--- Start of Information shown ---

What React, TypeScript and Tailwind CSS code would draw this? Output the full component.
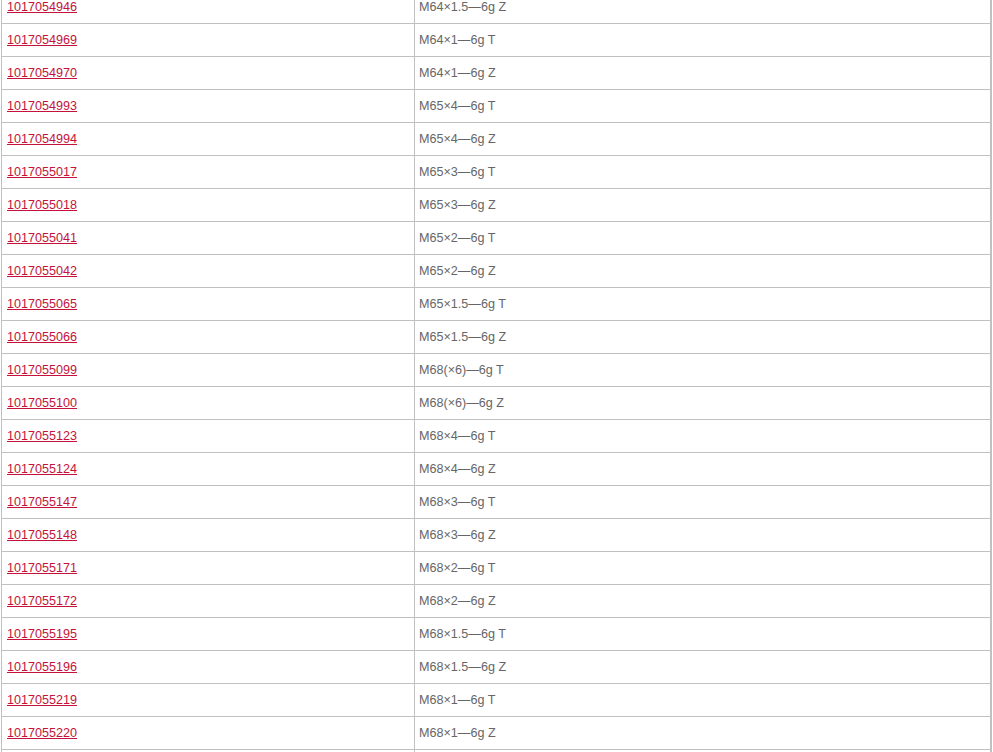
import React from "react";

const rows: [string, string][] = [
  ["1017054946", "M64×1.5—6g Z"],
  ["1017054969", "M64×1—6g T"],
  ["1017054970", "M64×1—6g Z"],
  ["1017054993", "M65×4—6g T"],
  ["1017054994", "M65×4—6g Z"],
  ["1017055017", "M65×3—6g T"],
  ["1017055018", "M65×3—6g Z"],
  ["1017055041", "M65×2—6g T"],
  ["1017055042", "M65×2—6g Z"],
  ["1017055065", "M65×1.5—6g T"],
  ["1017055066", "M65×1.5—6g Z"],
  ["1017055099", "M68(×6)—6g T"],
  ["1017055100", "M68(×6)—6g Z"],
  ["1017055123", "M68×4—6g T"],
  ["1017055124", "M68×4—6g Z"],
  ["1017055147", "M68×3—6g T"],
  ["1017055148", "M68×3—6g Z"],
  ["1017055171", "M68×2—6g T"],
  ["1017055172", "M68×2—6g Z"],
  ["1017055195", "M68×1.5—6g T"],
  ["1017055196", "M68×1.5—6g Z"],
  ["1017055219", "M68×1—6g T"],
  ["1017055220", "M68×1—6g Z"],
  ["", ""],
];

export default function App() {
  return (
    <div
      className="w-[993px] h-[752px] overflow-hidden bg-white"
      style={{ fontFamily: '"Liberation Sans", Arial, sans-serif' }}
    >
      <div className="ml-[1px] w-[991px] -mt-[9px] border-l border-r-2 border-[#c0c0c0]">
        {rows.map(([code, spec], i) => (
          <div key={i} className="flex h-[33px] border-b border-[#c0c0c0]">
            <div className="w-[413px] border-r border-[#c0c0c0] pl-[5px] flex items-center">
              {code && (
                <a
                  href="#"
                  className="text-[12.6px] text-[#c4123a] underline leading-none"
                >
                  {code}
                </a>
              )}
            </div>
            <div className="flex-1 pl-[4px] flex items-center text-[12.6px] text-[#666666] leading-none">
              {spec}
            </div>
          </div>
        ))}
      </div>
    </div>
  );
}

--- End of Information shown ---

● **Prompt**
Return each line of the data, keeping its wording exact and omitting pictures.

● **Written answer**
What React, TypeScript and Tailwind CSS code would draw this? Output the full component.
import React from "react";

const rows: [string, string][] = [
  ["1017054946", "M64×1.5—6g Z"],
  ["1017054969", "M64×1—6g T"],
  ["1017054970", "M64×1—6g Z"],
  ["1017054993", "M65×4—6g T"],
  ["1017054994", "M65×4—6g Z"],
  ["1017055017", "M65×3—6g T"],
  ["1017055018", "M65×3—6g Z"],
  ["1017055041", "M65×2—6g T"],
  ["1017055042", "M65×2—6g Z"],
  ["1017055065", "M65×1.5—6g T"],
  ["1017055066", "M65×1.5—6g Z"],
  ["1017055099", "M68(×6)—6g T"],
  ["1017055100", "M68(×6)—6g Z"],
  ["1017055123", "M68×4—6g T"],
  ["1017055124", "M68×4—6g Z"],
  ["1017055147", "M68×3—6g T"],
  ["1017055148", "M68×3—6g Z"],
  ["1017055171", "M68×2—6g T"],
  ["1017055172", "M68×2—6g Z"],
  ["1017055195", "M68×1.5—6g T"],
  ["1017055196", "M68×1.5—6g Z"],
  ["1017055219", "M68×1—6g T"],
  ["1017055220", "M68×1—6g Z"],
  ["", ""],
];

export default function App() {
  return (
    <div
      className="w-[993px] h-[752px] overflow-hidden bg-white"
      style={{ fontFamily: '"Liberation Sans", Arial, sans-serif' }}
    >
      <div className="ml-[1px] w-[991px] -mt-[9px] border-l border-r-2 border-[#c0c0c0]">
        {rows.map(([code, spec], i) => (
          <div key={i} className="flex h-[33px] border-b border-[#c0c0c0]">
            <div className="w-[413px] border-r border-[#c0c0c0] pl-[5px] flex items-center">
              {code && (
                <a
                  href="#"
                  className="text-[12.6px] text-[#c4123a] underline leading-none"
                >
                  {code}
                </a>
              )}
            </div>
            <div className="flex-1 pl-[4px] flex items-center text-[12.6px] text-[#666666] leading-none">
              {spec}
            </div>
          </div>
        ))}
      </div>
    </div>
  );
}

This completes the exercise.